___ Input data ___

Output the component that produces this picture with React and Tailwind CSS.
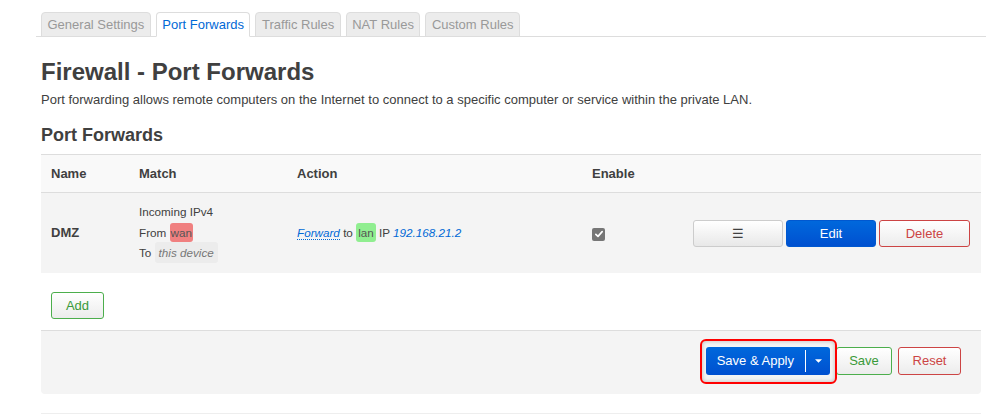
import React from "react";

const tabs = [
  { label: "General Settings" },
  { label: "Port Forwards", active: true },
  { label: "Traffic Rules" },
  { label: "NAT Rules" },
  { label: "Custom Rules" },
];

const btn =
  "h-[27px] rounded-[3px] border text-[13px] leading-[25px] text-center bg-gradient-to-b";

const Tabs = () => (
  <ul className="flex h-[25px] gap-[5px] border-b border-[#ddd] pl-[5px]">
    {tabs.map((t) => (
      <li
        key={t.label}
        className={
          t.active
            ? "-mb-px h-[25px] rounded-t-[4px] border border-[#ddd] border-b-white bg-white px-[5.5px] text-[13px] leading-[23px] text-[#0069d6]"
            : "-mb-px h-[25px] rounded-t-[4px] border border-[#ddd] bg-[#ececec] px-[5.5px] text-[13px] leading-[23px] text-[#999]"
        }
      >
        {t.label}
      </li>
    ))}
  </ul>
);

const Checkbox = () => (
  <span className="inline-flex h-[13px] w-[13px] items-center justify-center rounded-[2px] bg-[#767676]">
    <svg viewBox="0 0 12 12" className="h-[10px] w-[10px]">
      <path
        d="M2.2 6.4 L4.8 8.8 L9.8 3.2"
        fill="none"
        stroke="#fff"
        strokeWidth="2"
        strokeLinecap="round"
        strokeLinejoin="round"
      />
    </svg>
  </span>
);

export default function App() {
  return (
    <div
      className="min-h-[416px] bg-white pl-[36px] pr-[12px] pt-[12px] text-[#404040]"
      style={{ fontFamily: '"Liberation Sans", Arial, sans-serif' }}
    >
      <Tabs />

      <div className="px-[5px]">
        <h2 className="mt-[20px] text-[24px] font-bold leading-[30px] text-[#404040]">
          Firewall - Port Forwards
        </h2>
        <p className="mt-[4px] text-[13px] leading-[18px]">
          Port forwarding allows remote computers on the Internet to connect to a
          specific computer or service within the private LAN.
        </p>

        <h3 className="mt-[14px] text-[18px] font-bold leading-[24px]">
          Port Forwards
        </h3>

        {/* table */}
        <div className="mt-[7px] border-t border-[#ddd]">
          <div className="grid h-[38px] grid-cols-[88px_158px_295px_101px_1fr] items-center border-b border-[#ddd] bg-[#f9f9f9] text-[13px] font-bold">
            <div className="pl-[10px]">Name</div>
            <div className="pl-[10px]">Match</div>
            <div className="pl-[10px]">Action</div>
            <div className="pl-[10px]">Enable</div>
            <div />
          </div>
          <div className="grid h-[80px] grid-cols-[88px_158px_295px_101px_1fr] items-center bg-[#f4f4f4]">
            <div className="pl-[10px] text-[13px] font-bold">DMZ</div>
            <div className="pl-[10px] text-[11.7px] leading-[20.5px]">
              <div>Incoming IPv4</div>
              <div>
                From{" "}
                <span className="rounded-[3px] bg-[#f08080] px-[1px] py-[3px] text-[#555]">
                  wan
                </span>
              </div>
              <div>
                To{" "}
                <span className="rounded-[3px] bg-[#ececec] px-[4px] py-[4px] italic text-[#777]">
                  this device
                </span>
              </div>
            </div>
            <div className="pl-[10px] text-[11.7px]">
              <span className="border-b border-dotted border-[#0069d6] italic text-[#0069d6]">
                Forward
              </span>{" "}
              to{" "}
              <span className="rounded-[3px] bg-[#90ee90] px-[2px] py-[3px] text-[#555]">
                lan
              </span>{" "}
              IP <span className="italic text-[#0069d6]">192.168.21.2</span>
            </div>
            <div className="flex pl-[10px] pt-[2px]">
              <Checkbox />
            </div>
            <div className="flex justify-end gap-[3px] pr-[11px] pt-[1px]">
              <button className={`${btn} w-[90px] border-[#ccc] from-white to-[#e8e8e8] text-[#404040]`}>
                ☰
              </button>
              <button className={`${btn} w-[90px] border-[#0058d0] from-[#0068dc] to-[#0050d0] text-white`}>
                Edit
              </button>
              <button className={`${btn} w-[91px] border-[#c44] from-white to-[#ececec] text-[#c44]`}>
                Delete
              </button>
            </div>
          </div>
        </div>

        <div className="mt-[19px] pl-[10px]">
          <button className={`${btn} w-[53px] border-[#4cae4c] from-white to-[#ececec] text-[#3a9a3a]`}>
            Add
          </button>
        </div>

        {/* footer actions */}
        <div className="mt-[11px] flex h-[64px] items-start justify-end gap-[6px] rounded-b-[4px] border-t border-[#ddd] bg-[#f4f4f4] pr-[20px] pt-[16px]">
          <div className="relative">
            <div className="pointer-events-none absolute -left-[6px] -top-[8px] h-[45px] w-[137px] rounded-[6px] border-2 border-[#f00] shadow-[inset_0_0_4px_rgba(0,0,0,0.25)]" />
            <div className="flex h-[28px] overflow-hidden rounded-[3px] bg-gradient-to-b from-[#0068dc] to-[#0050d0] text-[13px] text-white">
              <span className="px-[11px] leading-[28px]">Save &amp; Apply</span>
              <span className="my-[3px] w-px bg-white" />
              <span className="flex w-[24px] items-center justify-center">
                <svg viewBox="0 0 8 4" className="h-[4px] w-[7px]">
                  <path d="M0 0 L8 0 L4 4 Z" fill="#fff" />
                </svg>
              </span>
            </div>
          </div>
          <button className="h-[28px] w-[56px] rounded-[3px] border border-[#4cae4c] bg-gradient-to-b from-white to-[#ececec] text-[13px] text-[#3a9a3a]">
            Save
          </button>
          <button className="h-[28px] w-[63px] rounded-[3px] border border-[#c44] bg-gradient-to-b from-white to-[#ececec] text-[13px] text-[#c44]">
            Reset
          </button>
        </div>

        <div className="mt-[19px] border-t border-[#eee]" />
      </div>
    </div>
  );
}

___
___ Input data ___

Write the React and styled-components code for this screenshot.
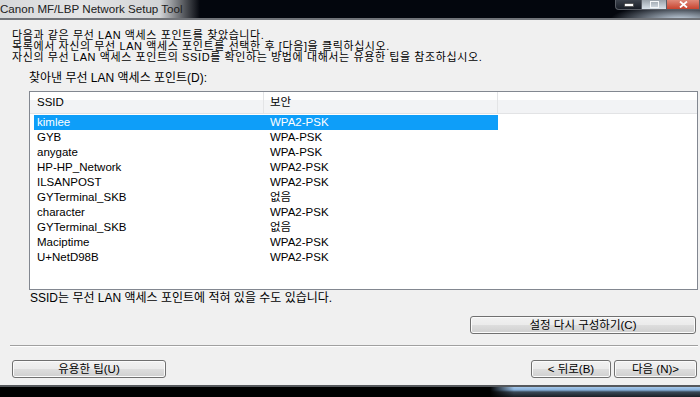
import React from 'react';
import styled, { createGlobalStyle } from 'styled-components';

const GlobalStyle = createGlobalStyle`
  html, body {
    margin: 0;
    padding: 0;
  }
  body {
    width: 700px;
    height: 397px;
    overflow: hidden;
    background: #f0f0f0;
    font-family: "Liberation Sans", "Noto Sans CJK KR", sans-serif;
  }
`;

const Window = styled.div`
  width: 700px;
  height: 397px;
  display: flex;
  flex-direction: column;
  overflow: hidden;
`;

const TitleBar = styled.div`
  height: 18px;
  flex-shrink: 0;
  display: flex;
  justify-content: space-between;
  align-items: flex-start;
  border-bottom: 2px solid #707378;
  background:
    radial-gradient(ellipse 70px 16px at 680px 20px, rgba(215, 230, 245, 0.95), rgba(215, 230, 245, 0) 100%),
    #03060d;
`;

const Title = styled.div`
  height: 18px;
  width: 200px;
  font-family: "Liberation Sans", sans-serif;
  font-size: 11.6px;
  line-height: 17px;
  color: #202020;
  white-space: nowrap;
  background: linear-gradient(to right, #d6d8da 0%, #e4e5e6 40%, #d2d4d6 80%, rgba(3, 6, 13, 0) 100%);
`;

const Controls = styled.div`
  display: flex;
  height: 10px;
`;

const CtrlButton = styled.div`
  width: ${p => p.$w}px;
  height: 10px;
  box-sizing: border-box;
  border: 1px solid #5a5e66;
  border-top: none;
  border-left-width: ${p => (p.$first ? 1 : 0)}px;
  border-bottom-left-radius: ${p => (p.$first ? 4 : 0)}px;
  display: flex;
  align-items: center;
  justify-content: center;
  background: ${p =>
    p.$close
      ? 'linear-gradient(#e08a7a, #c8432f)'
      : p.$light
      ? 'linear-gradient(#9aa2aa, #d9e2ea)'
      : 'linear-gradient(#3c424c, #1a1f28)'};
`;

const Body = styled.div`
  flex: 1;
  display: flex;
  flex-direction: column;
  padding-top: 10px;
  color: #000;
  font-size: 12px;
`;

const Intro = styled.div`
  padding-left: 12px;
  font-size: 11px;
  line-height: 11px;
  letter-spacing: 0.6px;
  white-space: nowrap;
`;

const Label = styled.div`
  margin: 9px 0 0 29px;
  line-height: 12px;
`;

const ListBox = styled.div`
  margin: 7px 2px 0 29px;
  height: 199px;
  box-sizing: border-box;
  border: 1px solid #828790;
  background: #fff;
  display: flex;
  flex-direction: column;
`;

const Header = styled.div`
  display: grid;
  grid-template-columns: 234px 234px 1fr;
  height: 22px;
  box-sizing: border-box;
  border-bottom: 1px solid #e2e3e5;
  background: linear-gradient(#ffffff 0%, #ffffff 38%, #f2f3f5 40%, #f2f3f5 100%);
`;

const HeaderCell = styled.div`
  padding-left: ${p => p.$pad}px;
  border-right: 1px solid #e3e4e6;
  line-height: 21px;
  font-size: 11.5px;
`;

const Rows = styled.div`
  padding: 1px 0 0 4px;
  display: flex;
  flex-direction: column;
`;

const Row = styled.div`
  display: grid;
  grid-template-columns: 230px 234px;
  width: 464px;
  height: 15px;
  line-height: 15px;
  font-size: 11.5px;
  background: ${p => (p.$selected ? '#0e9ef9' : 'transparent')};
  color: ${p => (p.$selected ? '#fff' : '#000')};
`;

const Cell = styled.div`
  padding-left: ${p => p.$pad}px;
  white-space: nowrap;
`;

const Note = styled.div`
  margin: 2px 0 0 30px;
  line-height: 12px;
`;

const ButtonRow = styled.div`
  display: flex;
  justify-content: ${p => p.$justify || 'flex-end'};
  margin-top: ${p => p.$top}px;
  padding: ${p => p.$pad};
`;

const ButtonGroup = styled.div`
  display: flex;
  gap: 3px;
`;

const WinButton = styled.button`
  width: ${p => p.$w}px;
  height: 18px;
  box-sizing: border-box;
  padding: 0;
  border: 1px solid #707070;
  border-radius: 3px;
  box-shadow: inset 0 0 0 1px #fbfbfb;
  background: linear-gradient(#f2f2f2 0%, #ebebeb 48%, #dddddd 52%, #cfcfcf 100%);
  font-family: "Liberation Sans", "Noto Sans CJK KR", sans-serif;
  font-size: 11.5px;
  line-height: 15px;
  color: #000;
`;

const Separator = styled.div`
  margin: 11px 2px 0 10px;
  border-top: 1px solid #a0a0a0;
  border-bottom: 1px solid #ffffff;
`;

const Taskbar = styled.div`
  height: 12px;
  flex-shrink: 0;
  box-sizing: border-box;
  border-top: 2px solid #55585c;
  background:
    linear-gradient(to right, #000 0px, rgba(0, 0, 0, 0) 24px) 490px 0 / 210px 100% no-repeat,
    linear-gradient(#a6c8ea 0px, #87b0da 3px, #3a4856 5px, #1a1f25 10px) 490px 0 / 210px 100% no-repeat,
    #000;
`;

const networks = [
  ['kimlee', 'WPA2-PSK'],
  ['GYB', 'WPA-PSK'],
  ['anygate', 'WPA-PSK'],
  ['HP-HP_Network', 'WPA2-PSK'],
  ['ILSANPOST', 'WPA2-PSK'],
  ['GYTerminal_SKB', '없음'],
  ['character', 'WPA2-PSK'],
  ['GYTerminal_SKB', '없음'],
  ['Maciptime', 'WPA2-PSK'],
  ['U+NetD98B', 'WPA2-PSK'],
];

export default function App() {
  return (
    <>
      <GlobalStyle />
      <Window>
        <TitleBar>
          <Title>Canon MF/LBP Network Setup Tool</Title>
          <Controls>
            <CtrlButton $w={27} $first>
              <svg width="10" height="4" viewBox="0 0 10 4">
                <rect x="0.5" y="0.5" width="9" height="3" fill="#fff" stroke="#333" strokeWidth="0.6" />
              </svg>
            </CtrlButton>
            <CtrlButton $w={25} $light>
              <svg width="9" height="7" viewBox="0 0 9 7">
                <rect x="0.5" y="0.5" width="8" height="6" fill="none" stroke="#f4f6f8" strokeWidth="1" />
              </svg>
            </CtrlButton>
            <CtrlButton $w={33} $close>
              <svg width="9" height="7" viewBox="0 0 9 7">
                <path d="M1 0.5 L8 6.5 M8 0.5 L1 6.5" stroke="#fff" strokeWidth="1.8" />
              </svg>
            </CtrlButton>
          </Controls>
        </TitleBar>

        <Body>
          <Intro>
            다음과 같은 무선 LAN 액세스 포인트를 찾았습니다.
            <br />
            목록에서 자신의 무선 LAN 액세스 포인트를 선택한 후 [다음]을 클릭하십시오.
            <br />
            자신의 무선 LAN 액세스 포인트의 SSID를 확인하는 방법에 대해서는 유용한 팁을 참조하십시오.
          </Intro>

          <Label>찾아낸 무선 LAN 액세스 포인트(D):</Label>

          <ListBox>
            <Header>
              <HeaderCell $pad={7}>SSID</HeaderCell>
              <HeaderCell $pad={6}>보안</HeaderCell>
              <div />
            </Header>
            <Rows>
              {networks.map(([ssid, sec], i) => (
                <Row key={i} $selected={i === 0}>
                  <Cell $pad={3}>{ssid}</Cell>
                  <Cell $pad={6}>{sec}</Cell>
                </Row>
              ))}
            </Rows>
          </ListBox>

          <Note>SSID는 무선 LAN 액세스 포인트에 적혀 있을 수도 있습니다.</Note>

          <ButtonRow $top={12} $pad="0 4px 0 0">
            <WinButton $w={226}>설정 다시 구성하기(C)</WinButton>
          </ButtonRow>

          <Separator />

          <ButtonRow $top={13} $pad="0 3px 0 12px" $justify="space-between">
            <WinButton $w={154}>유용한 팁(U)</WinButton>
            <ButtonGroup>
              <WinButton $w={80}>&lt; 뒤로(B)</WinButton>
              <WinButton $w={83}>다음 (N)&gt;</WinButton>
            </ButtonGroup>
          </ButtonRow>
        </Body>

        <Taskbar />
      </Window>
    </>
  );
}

___

▸ **Exercise details**: Among the records above, locate the line containing "Output the component" and the line containing "rounded-[3px] border text-[13px]", then transcribe exactly the lines starting at the first and ending at the second, with no pictures.

▸ **Finished task**:
Output the component that produces this picture with React and Tailwind CSS.
import React from "react";

const tabs = [
  { label: "General Settings" },
  { label: "Port Forwards", active: true },
  { label: "Traffic Rules" },
  { label: "NAT Rules" },
  { label: "Custom Rules" },
];

const btn =
  "h-[27px] rounded-[3px] border text-[13px] leading-[25px] text-center bg-gradient-to-b";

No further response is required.